Area Forecast Discussion
Issued by NWS Memphis, TN
FXUS64 KMEG 272330
Area Forecast Discussion
National Weather Service Memphis TN
630 PM CDT Mon Mar 27 2017
Updated for the 00Z Aviation Discussion
.PREV DISCUSSION... /issued 317 PM CDT Mon Mar 27 2017/
A potent upper level low pressure system rotating over southern
Missouri this afternoon will continue to move slowly east-
southeast through tonight. A surface reflection/low over southeast
Missouri will also move east with a trailing cold front now
entering northeast Arkansas advancing southeast through the night.
The atmosphere ahead of the cold front remains strongly unstable
with SBCAPES around 2500 j/kg and LI`S around -6c. Mid level
height falls along the southern periphery of the upper low will
continue to rotate above the unstable low level airmass with
steepening mid level lapse rates in excess of 7.5 c/km. Deep layer
shear around 40 kts associated with a low and mid level jet
streak rotating around the upper low and over the area has
provided sufficient shear for storm organization. A mix of
supercell structures and short bowing line segments will continue
along and ahead of the cold front as it progresses southeast
through the remainder of the afternoon and evening. These storms
will likely be severe with damaging very large hail the primary
threat...with sizes up to 2 inches or greater, or larger than golf
ball size. Damaging winds and an isolated tornado is also
possible through this evening but should remain a secondary
threat. The severe weather threat should wane later this evening
as the instability and shear weakens.
The front should stall across portions of north Mississippi on
Tuesday as upper level ridging briefly builds over the Mid South.
Slight chances for showers and thunderstorms will be possible
Tuesday near the front as the low level airmass destabilizes.
Considering the rising mid level heights...not expecting any
severe potential on Tuesday.
Concern shifts then shifts to mid week with an additional threat
for severe storms. A large upper level trough now over California
will close off as a large upper level low pressure system and will
push towards the Mid South by Wednesday. The stalled frontal
boundary to our south will lift back north as a warm front on
Wednesday. Strengthening low level jet winds will surge into the
warm frontal boundary by Wednesday afternoon.
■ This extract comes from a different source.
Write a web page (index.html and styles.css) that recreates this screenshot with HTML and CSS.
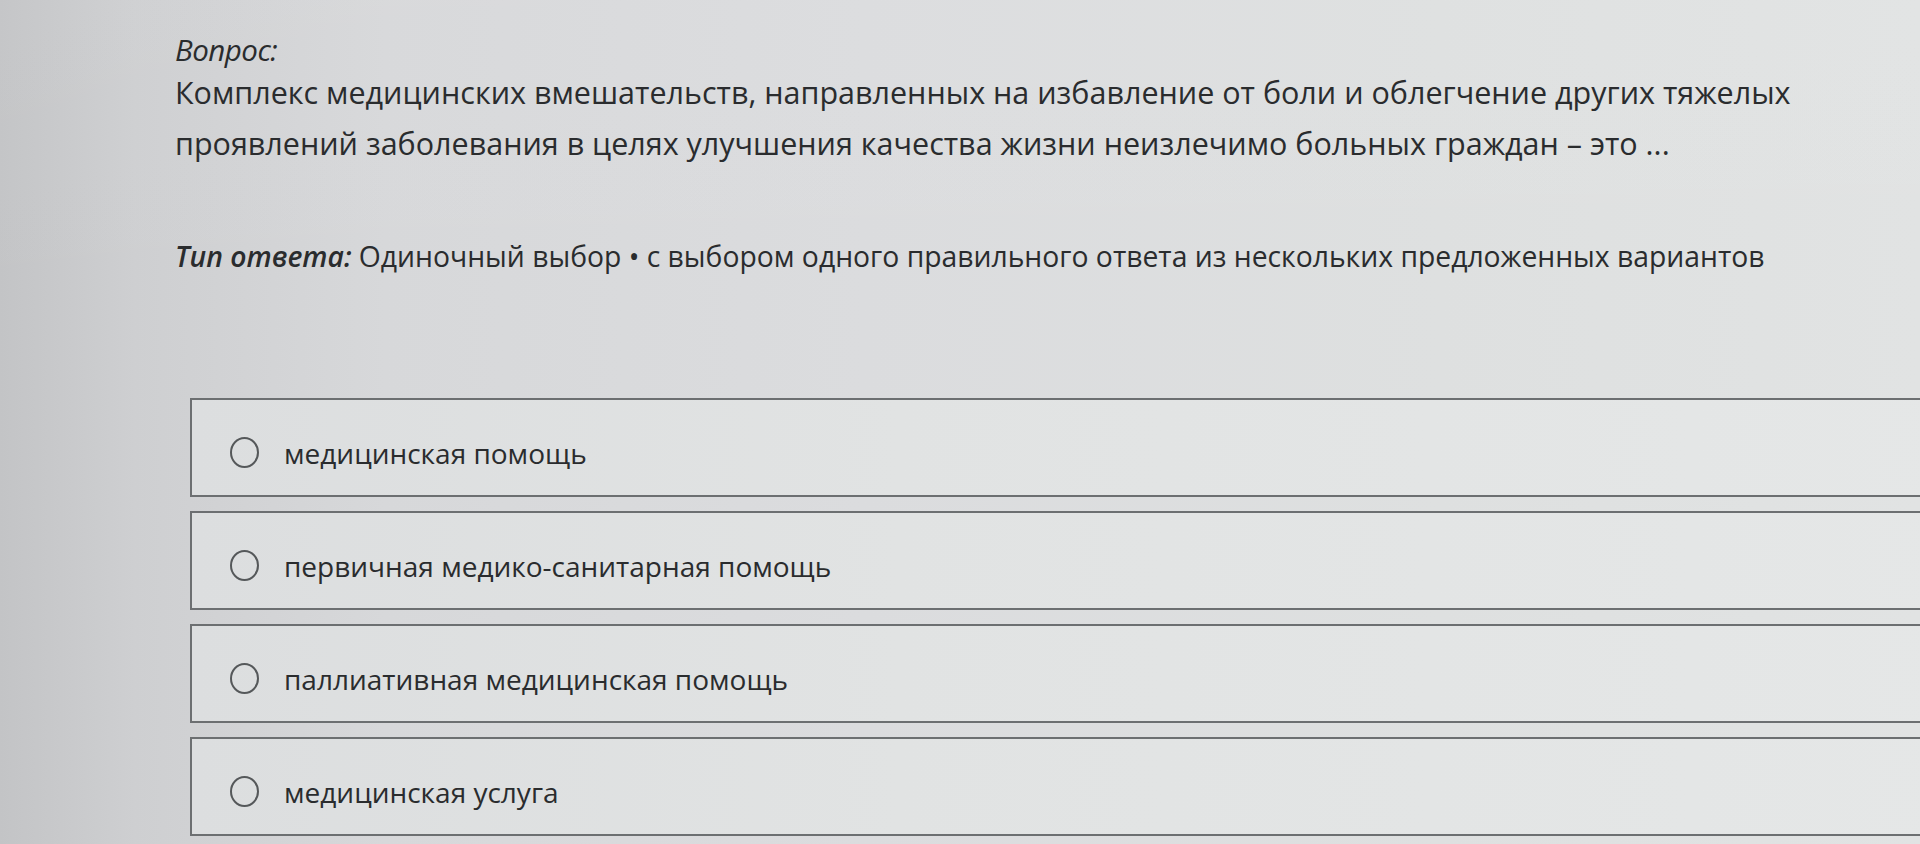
FILE: index.html
```html
<!DOCTYPE html>
<html lang="ru">
<head>
<meta charset="utf-8">
<title>Вопрос</title>
<link rel="stylesheet" href="styles.css">
</head>
<body>
<main class="page">
  <section class="question">
    <div class="q-label">Вопрос:</div>
    <p class="q-text">Комплекс медицинских вмешательств, направленных на избавление от боли и облегчение других тяжелых проявлений заболевания в целях улучшения качества жизни неизлечимо больных граждан – это ...</p>
    <p class="q-type"><span class="q-type-label">Тип ответа:</span> Одиночный выбор • с выбором одного правильного ответа из нескольких предложенных вариантов</p>
  </section>
  <ul class="options">
    <li class="option"><span class="radio"></span><span class="option-text">медицинская помощь</span></li>
    <li class="option"><span class="radio"></span><span class="option-text">первичная медико-санитарная помощь</span></li>
    <li class="option"><span class="radio"></span><span class="option-text">паллиативная медицинская помощь</span></li>
    <li class="option"><span class="radio"></span><span class="option-text">медицинская услуга</span></li>
  </ul>
</main>
</body>
</html>
```
FILE: styles.css
```css
html, body {
  margin: 0;
  padding: 0;
  height: 100%;
  overflow: hidden;
}
body {
  font-family: "Open Sans", "Noto Sans", sans-serif;
  color: #2a2c2e;
  background:
    linear-gradient(180deg, rgba(255,255,255,0.04) 0%, rgba(255,255,255,0) 40%),
    linear-gradient(90deg, #c3c4c6 0%, #cecfd1 7%, #d7d8da 20%, #dbdcde 45%, #dee0e0 75%, #e1e3e3 100%);
}
.page {
  padding: 33px 0 0 175px;
}
.question {
  display: flex;
  flex-direction: column;
}
.q-label {
  font-style: italic;
  font-size: 29.5px;
  line-height: 34px;
  letter-spacing: -0.5px;
}
.q-text {
  margin: 0;
  max-width: 1680px;
  font-size: 30.5px;
  line-height: 51px;
}
.q-type {
  margin: 67px 0 0 0;
  font-size: 28.3px;
  line-height: 40px;
}
.q-type-label {
  font-style: italic;
  font-weight: 600;
}
.options {
  list-style: none;
  margin: 122px -40px 0 15px;
  padding: 0;
  display: flex;
  flex-direction: column;
  gap: 14px;
}
.option {
  box-sizing: border-box;
  height: 99px;
  border: 2px solid #6c6f71;
  background: linear-gradient(90deg, #dcdedf 0%, #e1e3e3 40%, #e5e7e7 100%);
  display: flex;
  align-items: center;
  padding: 10px 0 0 38px;
}
.radio {
  width: 25px;
  height: 27px;
  border: 2px solid #55585a;
  border-radius: 50%;
  flex: none;
}
.option-text {
  margin-left: 25px;
  font-size: 28px;
  color: #2a2c2e;
}
```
The atmosphere
should become quite unstable with CAPE between 1000-1500 j/kg and
mid level lapse rates in excess of 7.5 c/km. Deep layer shear will
increase through the afternoon over the warm front and this
combined with enhanced instability could support a few severe
storms along the northward lifting warm front.
The large upper low will move in from the west Wednesday night
with falling mid level heights and continued unstable low level
airmass. Thunderstorms which should develop over the Arklatex
earlier in the day...some which should be severe...should
consolidate into a squall line and push east into the Mid South
late Wednesday night. A few severe storms will be possible with
this line but it should begin to weaken by sunrise. The atmosphere
should reload behind this line and destabilize on Thursday.
Additional storm should develop and with sufficient shear and
instability in place...expect more potential for severe weather as
the upper low moves over the region.
Showers and isolated thunderstorms on the back side of the upper
low should linger into Friday...but not expecting additional
severe weather during this period.
Upper level ridging should briefly build back into the area for
the first part of the weekend but additional stormy weather
conditions will return by the end of next weekend. Temperatures
should remain near or above seasonal averages through the extended
00Z TAF cycle
VFR conditions will continue through most of the evening hours.
Some thunderstorms are moving across portions of west Tennessee
and some of this activity could move into north Mississippi later
this evening. Some low clouds and fog are expected to move into
the forecast area overnight producing IFR ceilings and MVFR
visibilities. The low clouds should hang around until early
Tuesday afternoon. Winds will be mainly from the south at 10 to 15
knots with higher gusts tonight before shifting to the north at 5
to 10 knots overnight and continuing through Tuesday.